Jobu Tupaki came close to black pilling Evelyn, the long suffering laundromat owner, but then her version of Waymond somehow broke through her dark outlook on life with the message of hope and kindness. With this newfound perspective, she was able to defeat her foes by finding their happiness from the different verses and sharing it with them and then finally saves Jobu Tupaki from her suicidal fate and also reconcile her strained relationship with her own version of Joy.

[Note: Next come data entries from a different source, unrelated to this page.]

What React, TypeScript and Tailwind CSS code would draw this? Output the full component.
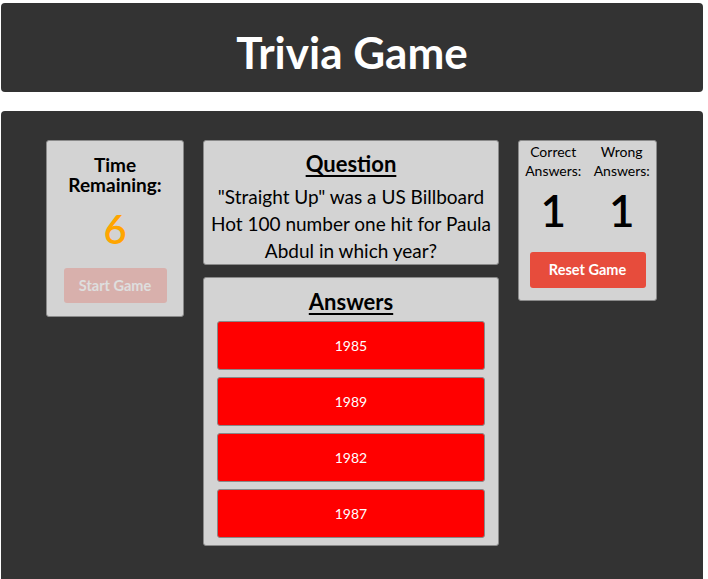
import React from "react";

export default function App() {
  const answers = ["1985", "1989", "1982", "1987"];
  return (
    <div className="min-h-[579px] bg-white" style={{ fontFamily: "Lato, 'Noto Sans', sans-serif" }}>
      <div className="pt-[3px] pl-[1px]">
        <div className="w-[702px] h-[89px] rounded-[4px] bg-[#333333] flex items-center justify-center">
          <h1 className="text-white font-bold text-[44px] leading-none pt-[8px]">Trivia Game</h1>
        </div>
        <div className="mt-[19px] w-[702px] h-[470px] rounded-t-[4px] bg-[#333333] pt-[29px] pl-[45px] flex items-start gap-[19px]">
          {/* Time panel */}
          <div className="w-[138px] rounded-[3px] border border-[#8a8a8a] bg-[#d3d3d3] pt-[14px] pb-[13px] flex flex-col items-center">
            <div className="text-[19px] font-bold leading-[20px] text-black text-center">
              <div className="h-[20px]">Time</div>
              <div className="h-[20px]">Remaining:</div>
            </div>
            <div className="mt-[10px] text-[40px] font-semibold leading-[48px] text-[#ffa500]">6</div>
            <button className="mt-[15px] w-[103px] h-[35px] rounded-[3px] bg-[#e74c3c] opacity-[0.25] text-white font-bold text-[14.5px]">
              Start Game
            </button>
          </div>
          {/* Middle column */}
          <div className="w-[296px] flex flex-col gap-[12px]">
            <div className="rounded-[3px] border border-[#8a8a8a] bg-[#d3d3d3] pt-[10px] text-center text-black">
              <div className="text-[22px] font-bold leading-[26px] underline underline-offset-[3px]">Question</div>
              <div className="mt-[6px] text-[19px] leading-[27px] px-[4px]">
                "Straight Up" was a US Billboard Hot 100 number one hit for Paula Abdul in which year?
              </div>
            </div>
            <div className="rounded-[3px] border border-[#8a8a8a] bg-[#d3d3d3] pt-[11px] pb-[7px] px-[13px] text-center">
              <div className="text-[22px] font-bold leading-[26px] underline underline-offset-[3px] text-black">Answers</div>
              <div className="mt-[6px] flex flex-col gap-[7px]">
                {answers.map((a) => (
                  <button
                    key={a}
                    className="h-[49px] w-full rounded-[3px] border border-[#888888] bg-[#ff0000] text-white text-[14px]"
                  >
                    {a}
                  </button>
                ))}
              </div>
            </div>
          </div>
          {/* Stats panel */}
          <div className="w-[139px] rounded-[3px] border border-[#8a8a8a] bg-[#d3d3d3] pt-[1px] pb-[12px] flex flex-col items-center">
            <div className="grid grid-cols-2 w-full text-center text-black">
              <div className="flex flex-col items-center">
                <div className="text-[14px] leading-[19px]">Correct<br />Answers:</div>
                <div className="mt-[5px] text-[44px] font-semibold leading-[50px]">1</div>
              </div>
              <div className="flex flex-col items-center">
                <div className="text-[14px] leading-[19px]">Wrong<br />Answers:</div>
                <div className="mt-[5px] text-[44px] font-semibold leading-[50px]">1</div>
              </div>
            </div>
            <button className="mt-[17px] w-[116px] h-[36px] rounded-[3px] bg-[#e74c3c] text-white font-bold text-[14.5px]">
              Reset Game
            </button>
          </div>
        </div>
      </div>
    </div>
  );
}
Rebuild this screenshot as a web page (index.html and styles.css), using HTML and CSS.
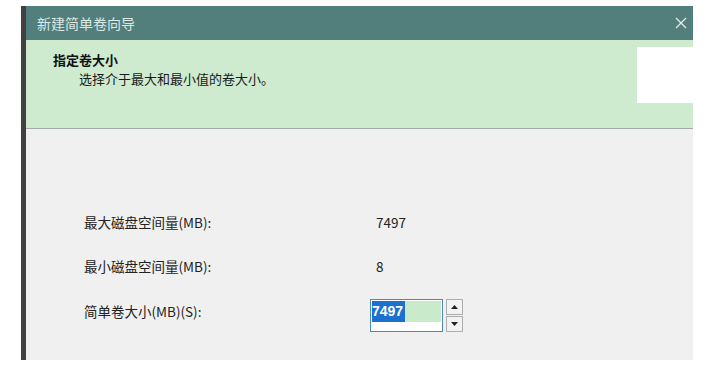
FILE: index.html
```html
<!DOCTYPE html>
<html lang="zh-CN">
<head>
<meta charset="utf-8">
<link rel="stylesheet" href="styles.css">
</head>
<body>
<div class="window">
  <div class="titlebar">
    <span class="title">新建简单卷向导</span>
    <svg class="close" width="12" height="12" viewBox="0 0 12 12"><path d="M1 1L11 11M11 1L1 11" stroke="#e3eeec" stroke-width="1.3" fill="none"/></svg>
  </div>
  <div class="header">
    <div class="htext">
      <div class="heading">指定卷大小</div>
      <div class="sub">选择介于最大和最小值的卷大小。</div>
    </div>
    <div class="logo"></div>
  </div>
  <div class="content">
    <div class="form">
      <div class="label">最大磁盘空间量(MB):</div>
      <div class="value">7497</div>
      <div class="label">最小磁盘空间量(MB):</div>
      <div class="value">8</div>
      <div class="label l3">简单卷大小(MB)(S):</div>
      <div class="spin">
        <div class="input">
          <div class="line"><span class="sel">7497</span><span class="fill"></span></div>
        </div>
        <div class="btns">
          <div class="btn"><svg width="7" height="4" viewBox="0 0 7 4"><path d="M0 4L3.5 0L7 4Z" fill="#222"/></svg></div>
          <div class="btn"><svg width="7" height="4" viewBox="0 0 7 4"><path d="M0 0L3.5 4L7 0Z" fill="#222"/></svg></div>
        </div>
      </div>
    </div>
  </div>
</div>
</body>
</html>
```
FILE: styles.css
```css
html, body { margin: 0; padding: 0; background: #fff; }
body {
  font-family: "Noto Sans CJK SC", "Microsoft YaHei", sans-serif;
  width: 707px; height: 380px; overflow: hidden;
}
.window {
  margin: 6px 0 0 21px;
  width: 667px;
  height: 354px;
  border-left: 5px solid #414141;
  display: flex;
  flex-direction: column;
}
.titlebar {
  height: 34px;
  background: #527e7b;
  display: flex;
  align-items: center;
  justify-content: space-between;
  padding: 0 6px 0 11px;
  box-sizing: border-box;
}
.title { color: #dbe9e6; font-size: 14px; line-height: 1; }
.close { display: block; }
.header {
  height: 88px;
  background: #ceebd0;
  border-bottom: 1px solid #a3aca4;
  display: flex;
  justify-content: space-between;
  align-items: flex-start;
}
.htext { padding: 10px 0 0 27px; }
.heading { font-size: 13px; font-weight: bold; color: #111; line-height: 19px; }
.sub { font-size: 13px; color: #1a1a1a; line-height: 19px; padding-left: 26px; }
.logo { width: 56px; height: 56px; background: #fff; margin-top: 7px; }
.content {
  flex: 1;
  background: #f0f0f0;
  padding: 82px 0 0 58px;
}
.form {
  display: grid;
  grid-template-columns: 286px auto;
  grid-template-rows: 22px 22px 34px;
  row-gap: 22px;
  align-items: center;
  font-size: 13.5px;
  color: #222;
}
.label { font-size: 13.5px; }
.value { padding-left: 6px; }
.l3 { align-self: start; margin-top: 2px; }
.spin { display: flex; gap: 3px; align-self: start; }
.input {
  width: 73px; height: 33px;
  box-sizing: border-box;
  border: 1px solid #4f87bd;
  background: #fff;
  padding: 1px;
}
.line { display: flex; height: 21px; }
.sel {
  background: #1c70d0; color: #fff;
  font-family: "Liberation Sans", Arial, sans-serif;
  font-weight: bold; font-size: 14px; line-height: 21px;
  padding: 0 2px 0 0;
}
.fill { flex: 1; background: #c9ebcb; }
.btns { display: flex; flex-direction: column; gap: 1px; }
.btn {
  width: 17px; height: 16px; box-sizing: border-box;
  border: 1px solid #adadad; background: #f2f2f2;
  display: flex; align-items: center; justify-content: center;
}
```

It was interesting how the three multiverse related films were all dealing with different versions of human nature. The first two were dealing with selfish desires. One for the desire to be forgotten and unknown again. The other was about the desire of making one’s selfish desires come true. The third one was about familial concerns. True there were different selfish wants and needs sprinkled in, but it was for the outcome that would best serve others rather than the self. Joy/Jobu Tupaki wanted to end her existence because she felt she was not needed and her family would be better off without her. Her father (laundromat Waymond) wanted to divorce Evelyn because he felt that it was in the best interest for Evelyn since she “didn’t love him anymore” and would be better off in the long run. And Evelyn was just trying to get past the audit so she can keep everything afloat, please her never satisfied father, and continue keeping the family together. Also, the third film was more rooted in science fiction which I felt made for a more compelling story. Their concepts and premises were still rather ridiculous and off the wall (to trigger access to a skill from another self, you would have to do something nonsensical and out of character, like blow into someone’s nose for example). Whereas with magic, I feel you can always just create a new rule on the spot and always have a cop out to right the course of the story. At least that was my experience watching these films.